WSH_skater_df <- NHL_info("skater records", "Washington Capitals")
ggplot(data = WSH_skater_df, aes(x = data.seasons)) + geom_histogram(fill = "red") + labs(title = "Washington Capitals Skater Seasons Played", x = "Seasons", y = "Number of Skaters")
Below shows boxplots for season points by division with the individual team points overlaid. Points for each team are calcualted as follows:
- 2 points for each win
- 1 point for an overtime/shootout loss
- 0 points for each loss
The more points a team has the better they are considered to be. From the visual below it can be seen that the MassMutaul East was the best division on average, however, the best teams from the Discover Central and Honda West were better than their best teams.
team_stats_df_1 <- team_stats()
team_stats_df <- team_stats_df_1 %>% select(teams.name, teams.division.name, teams.teamStats)
points <- c()
for(i in 1:nrow(team_stats_df)){
points <- c(points, ((team_stats_df[[3]][[i]])[[1]][[1]])$stat.pts[1])
}
team_stats_df <- team_stats_df[-32,]
team_stats_df <- cbind(team_stats_df, points)
team_stats_df <- team_stats_df %>% select(-teams.teamStats)
team_stats_df$teams.division.name <- as_factor(team_stats_df$teams.division.name)
team_stats_df$points <- as.numeric(as.character(team_stats_df$points))
ggplot(data = team_stats_df, aes(x = teams.division.name, y = points)) + geom_boxplot() + geom_point(aes(color = teams.division.name), position = "jitter") + labs(title = "Boxplots of Season Points by Division", x = "Division", y = "Season Points") + scale_color_discrete(name = "Divisions")

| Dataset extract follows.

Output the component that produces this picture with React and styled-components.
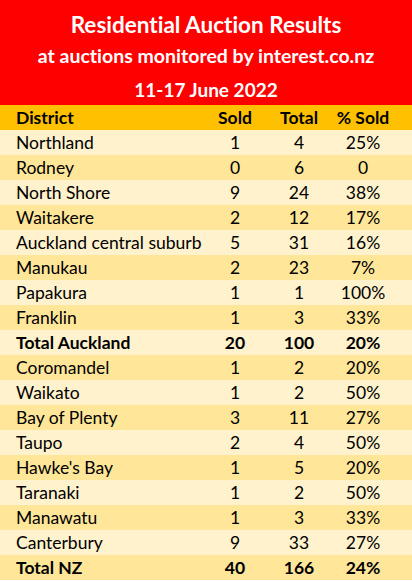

The following plots show the number of goals scored by skaters based on the number of seasons they played. The plots are parsed by the position that they played. Overlayed is a line of best fit with error bounds to show the trend in the data. Based on the trend lines it can be seen that as the number of seasons played by skaters increased so did the number of goals they scored. This makes sense because if you play in more season you play more games and have more opprotunities to score goals. I also think it is interesting that the slope of the trend lines are almost identical for the left wings, right wings, and centers meaning that those positions score about the same number of goals based on the number of seasons they played. The slope for the defensemen is much less than the other three which also makes sense because that position has less opprotunies to score.
skater_df <- NHL_info("skater records")
skater_df$data.positionCode <- as_factor(skater_df$data.positionCode)
levels(skater_df$data.positionCode) <- list("Left Wing" = "L", "Right Wing" = "R", "Center" = "C", "Defensemen" = "D")
ggplot(data = skater_df, aes(x = data.seasons, y = data.goals)) + geom_point() + geom_smooth() + facet_grid(cols = vars(data.positionCode)) + labs(title = "Goals Scored by Number of Season", x = "Number of Seasons", y = "Goals Scored")
In conclusion, this analysis was an introduction on how to access the various NHL APIs and how to conduct an exploratory data analysis on the different endpoints. The various visuals are just a beginning to the possible outputs that can be created from these NHL endpoints. I highly recommend to use these functions and visual coding to explore more about the NHL based on your favorite team.